Boldly colored example of Speed's map of the German Empire, extending from Poland in the Northeast to the Danube, from the Roger Rea edition of Speed's Prospect.

Includes birdseye views of Heidelberg, Frankfurt, Vienna, Prague, Cologne, Nuremberg, Strassborg and Augsburg across the top and indigenous costumes of a Nobleman, Mar Wife, Bohemian, Helvetian, Cont Man, Gen Woman, Marchant, Bohemian (woman), Helvetian (woman) and Con Woman on the sides. English text on verso provides a 17th Century description of the German Empire.

This edition of the map bears the imprint of Roger Rea the Elder and Younger. The Reas had purchased the rights to Speed's work form William Garrett in 1589, who had previously purchased them from the widow of William Humble in the same year. Skelton suggests that the father and son intended a new edition of the atlas for the Restoration, of 1660. However, the atlas would appear not to have been published until 1665. This is borne out by an advertisement in the Term Catalogue by the subsequent owners of the plates, Thomas Bassett and Richard Chiswell, in 1675:

"Mr John Speed's... Geography of the Kingdoms of England, Scotland, and Ireland... together with his Prospect... all in one entire Volume, hath been, for seven Years past, out of Print, the greatest part of an Impression, then newly Printed, being destroyed by the late dreadful Fire, 1666". This is borne out by the rarity of the Rea edition of the atlas. There is evidence that they planned an edition of 1666, as there are impressions of Sussex, Buckingham and Derby, with Rea's imprint, which bear that date. Rea would later sell the plates to Bassett and Chiswell, who would publish a new edition in 1676.

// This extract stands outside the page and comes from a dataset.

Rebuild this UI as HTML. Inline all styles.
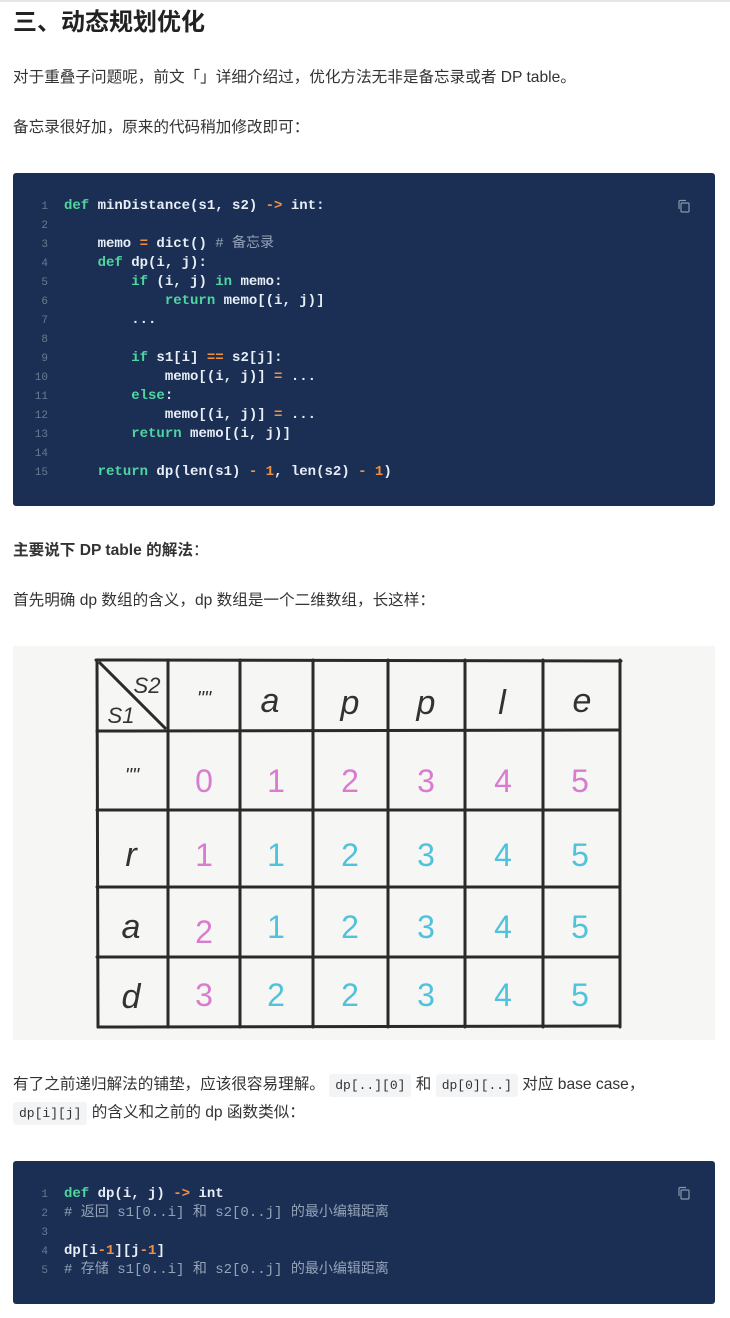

The map bears the following imprint:

Are to be sold by Roger Rea the Elder and younger at the Golden Crosse in Cornhill against the Exchange.

John Speed Biography

John Speed (1551 or '52 - 28 July 1629) was the best known English mapmaker of the Stuart period. Speed came to mapmaking late in life, producing his first maps in the 1590s and entering the trade in earnest when he was almost 60 years old.

John Speed's fame, which continues to this day, lies with two atlases, The Theatre of the Empire of Great Britaine (first published 1612), and the Prospect of the Most Famous Parts of the World (1627). While The Theatre ... started as solely a county atlas, it grew into an impressive world atlas with the inclusion of the Prospect in 1627. The plates for the atlas passed through many hands in the 17th century, and the book finally reached its apotheosis in 1676 when it was published by Thomas Bassett and Richard Chiswell, with a number of important maps added for the first time.